### Material provided

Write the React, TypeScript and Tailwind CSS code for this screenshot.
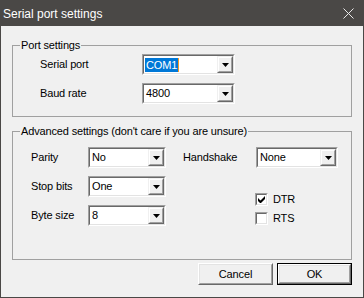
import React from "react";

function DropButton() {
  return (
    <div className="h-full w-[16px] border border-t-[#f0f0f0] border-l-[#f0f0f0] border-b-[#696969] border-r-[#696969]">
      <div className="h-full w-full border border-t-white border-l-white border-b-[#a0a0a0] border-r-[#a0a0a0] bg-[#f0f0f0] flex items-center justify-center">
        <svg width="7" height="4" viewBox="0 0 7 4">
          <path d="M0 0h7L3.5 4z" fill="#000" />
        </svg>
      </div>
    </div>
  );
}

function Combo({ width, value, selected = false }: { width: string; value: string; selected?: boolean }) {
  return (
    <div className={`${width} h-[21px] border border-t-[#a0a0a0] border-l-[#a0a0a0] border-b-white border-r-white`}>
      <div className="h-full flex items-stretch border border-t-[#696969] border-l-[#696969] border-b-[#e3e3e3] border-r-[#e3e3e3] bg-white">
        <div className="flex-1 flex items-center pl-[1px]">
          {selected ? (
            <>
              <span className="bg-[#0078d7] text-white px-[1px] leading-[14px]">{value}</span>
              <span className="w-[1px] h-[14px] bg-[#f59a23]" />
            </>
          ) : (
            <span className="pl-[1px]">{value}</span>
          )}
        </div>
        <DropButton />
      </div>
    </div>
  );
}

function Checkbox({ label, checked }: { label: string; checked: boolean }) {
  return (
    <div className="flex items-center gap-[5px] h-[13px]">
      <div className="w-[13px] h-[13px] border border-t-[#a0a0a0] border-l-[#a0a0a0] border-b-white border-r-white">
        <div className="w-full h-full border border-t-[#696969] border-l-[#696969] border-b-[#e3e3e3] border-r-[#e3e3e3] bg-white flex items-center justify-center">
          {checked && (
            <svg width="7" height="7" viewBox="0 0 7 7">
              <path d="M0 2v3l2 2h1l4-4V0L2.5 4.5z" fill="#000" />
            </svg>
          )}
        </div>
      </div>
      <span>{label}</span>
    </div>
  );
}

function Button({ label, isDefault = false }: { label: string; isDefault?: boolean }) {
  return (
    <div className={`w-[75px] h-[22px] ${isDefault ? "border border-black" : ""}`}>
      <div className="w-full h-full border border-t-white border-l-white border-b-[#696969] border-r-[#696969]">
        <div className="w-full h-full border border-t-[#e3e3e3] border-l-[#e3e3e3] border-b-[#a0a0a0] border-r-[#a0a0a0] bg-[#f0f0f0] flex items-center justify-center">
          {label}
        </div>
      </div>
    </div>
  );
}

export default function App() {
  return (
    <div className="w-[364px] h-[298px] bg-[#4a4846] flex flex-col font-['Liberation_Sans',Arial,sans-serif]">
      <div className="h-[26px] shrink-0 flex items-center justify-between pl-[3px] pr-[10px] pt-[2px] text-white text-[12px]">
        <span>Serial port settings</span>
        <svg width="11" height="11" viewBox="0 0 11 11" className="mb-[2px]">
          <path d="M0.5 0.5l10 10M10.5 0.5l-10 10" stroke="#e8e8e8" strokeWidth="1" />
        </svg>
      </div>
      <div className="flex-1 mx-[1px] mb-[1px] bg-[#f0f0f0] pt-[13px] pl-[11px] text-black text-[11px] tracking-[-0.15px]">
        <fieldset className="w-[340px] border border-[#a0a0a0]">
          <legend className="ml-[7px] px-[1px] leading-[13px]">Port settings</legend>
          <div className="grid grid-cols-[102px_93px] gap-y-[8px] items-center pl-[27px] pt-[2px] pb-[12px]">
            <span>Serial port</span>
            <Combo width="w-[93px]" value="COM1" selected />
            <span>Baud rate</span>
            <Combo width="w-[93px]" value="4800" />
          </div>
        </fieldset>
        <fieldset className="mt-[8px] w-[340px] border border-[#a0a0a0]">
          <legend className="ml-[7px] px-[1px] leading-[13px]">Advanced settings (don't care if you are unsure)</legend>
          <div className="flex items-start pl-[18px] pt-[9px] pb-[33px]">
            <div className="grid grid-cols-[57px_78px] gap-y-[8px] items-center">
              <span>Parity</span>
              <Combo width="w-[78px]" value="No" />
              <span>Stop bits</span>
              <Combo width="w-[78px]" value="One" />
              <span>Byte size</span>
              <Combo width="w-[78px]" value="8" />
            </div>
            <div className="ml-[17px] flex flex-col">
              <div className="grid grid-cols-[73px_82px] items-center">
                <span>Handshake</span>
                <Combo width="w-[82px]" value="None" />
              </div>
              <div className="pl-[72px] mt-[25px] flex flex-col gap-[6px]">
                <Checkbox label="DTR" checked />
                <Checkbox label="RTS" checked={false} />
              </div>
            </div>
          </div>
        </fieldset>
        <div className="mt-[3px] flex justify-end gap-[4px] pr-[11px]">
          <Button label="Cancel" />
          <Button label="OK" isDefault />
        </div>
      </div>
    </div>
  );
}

######
### Material provided

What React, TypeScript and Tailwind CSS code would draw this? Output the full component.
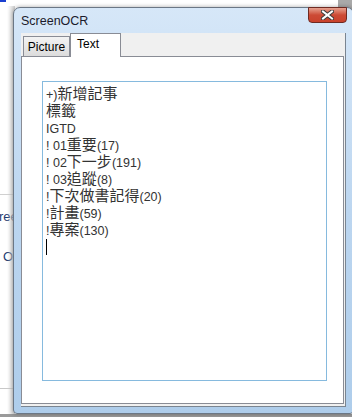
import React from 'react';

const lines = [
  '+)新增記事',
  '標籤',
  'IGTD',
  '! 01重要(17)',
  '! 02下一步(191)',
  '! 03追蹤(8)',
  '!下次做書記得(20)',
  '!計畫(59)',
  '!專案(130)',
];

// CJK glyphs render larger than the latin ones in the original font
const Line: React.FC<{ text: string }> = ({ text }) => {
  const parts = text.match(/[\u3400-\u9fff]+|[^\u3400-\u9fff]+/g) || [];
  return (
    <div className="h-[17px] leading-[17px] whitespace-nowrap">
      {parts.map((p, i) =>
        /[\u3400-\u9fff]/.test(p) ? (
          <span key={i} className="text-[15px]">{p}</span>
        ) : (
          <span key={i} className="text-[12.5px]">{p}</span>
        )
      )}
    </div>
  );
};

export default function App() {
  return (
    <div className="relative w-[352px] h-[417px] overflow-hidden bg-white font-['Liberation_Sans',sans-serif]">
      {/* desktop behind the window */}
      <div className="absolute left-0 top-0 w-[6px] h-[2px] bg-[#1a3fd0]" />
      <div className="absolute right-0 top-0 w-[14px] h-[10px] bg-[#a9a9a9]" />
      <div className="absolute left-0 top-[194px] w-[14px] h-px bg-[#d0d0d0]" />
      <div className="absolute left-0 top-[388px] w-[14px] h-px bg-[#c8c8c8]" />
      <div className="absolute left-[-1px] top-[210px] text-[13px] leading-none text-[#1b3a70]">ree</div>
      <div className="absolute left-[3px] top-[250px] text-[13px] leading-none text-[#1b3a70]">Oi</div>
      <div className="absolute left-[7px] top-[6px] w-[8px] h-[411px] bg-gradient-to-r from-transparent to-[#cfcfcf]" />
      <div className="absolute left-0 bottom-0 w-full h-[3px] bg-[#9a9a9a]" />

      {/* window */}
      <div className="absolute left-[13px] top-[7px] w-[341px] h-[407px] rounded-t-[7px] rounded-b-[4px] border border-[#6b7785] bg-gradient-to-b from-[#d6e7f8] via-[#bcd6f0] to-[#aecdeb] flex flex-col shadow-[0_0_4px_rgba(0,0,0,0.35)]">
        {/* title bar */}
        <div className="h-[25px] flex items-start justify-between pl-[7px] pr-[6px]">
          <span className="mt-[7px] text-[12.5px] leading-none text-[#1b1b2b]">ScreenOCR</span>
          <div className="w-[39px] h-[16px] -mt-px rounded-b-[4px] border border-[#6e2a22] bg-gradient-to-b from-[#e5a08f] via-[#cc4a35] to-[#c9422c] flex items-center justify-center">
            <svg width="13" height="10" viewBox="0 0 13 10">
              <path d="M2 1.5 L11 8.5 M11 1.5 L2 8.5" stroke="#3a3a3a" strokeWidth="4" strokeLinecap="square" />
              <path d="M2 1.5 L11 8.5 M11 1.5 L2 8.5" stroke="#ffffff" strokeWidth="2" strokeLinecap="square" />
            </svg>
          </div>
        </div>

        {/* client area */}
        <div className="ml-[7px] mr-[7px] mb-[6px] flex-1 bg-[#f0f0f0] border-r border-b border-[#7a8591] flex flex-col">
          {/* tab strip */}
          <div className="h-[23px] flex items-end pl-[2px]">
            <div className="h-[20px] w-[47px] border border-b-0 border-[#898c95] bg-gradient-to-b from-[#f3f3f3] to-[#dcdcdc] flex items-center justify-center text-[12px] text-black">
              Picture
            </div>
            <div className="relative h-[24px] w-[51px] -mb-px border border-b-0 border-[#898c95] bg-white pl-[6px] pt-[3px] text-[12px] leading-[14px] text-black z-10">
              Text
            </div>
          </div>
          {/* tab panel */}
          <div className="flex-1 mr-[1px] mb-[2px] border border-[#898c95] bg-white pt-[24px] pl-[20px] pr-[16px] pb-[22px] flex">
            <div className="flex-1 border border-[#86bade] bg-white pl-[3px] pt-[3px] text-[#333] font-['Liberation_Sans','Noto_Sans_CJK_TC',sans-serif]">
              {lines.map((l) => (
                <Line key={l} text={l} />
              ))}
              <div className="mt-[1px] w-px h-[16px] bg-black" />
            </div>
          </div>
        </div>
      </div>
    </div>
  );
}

######

§ Requirements: Copy every single line of the material above that holds "full".

§ Output for this task:
    <div className="h-full w-[16px] border border-t-[#f0f0f0] border-l-[#f0f0f0] border-b-[#696969] border-r-[#696969]">
      <div className="h-full w-full border border-t-white border-l-white border-b-[#a0a0a0] border-r-[#a0a0a0] bg-[#f0f0f0] flex items-center justify-center">
      <div className="h-full flex items-stretch border border-t-[#696969] border-l-[#696969] border-b-[#e3e3e3] border-r-[#e3e3e3] bg-white">
        <div className="w-full h-full border border-t-[#696969] border-l-[#696969] border-b-[#e3e3e3] border-r-[#e3e3e3] bg-white flex items-center justify-center">
      <div className="w-full h-full border border-t-white border-l-white border-b-[#696969] border-r-[#696969]">
        <div className="w-full h-full border border-t-[#e3e3e3] border-l-[#e3e3e3] border-b-[#a0a0a0] border-r-[#a0a0a0] bg-[#f0f0f0] flex items-center justify-center">
What React, TypeScript and Tailwind CSS code would draw this? Output the full component.
      <div className="absolute left-0 bottom-0 w-full h-[3px] bg-[#9a9a9a]" />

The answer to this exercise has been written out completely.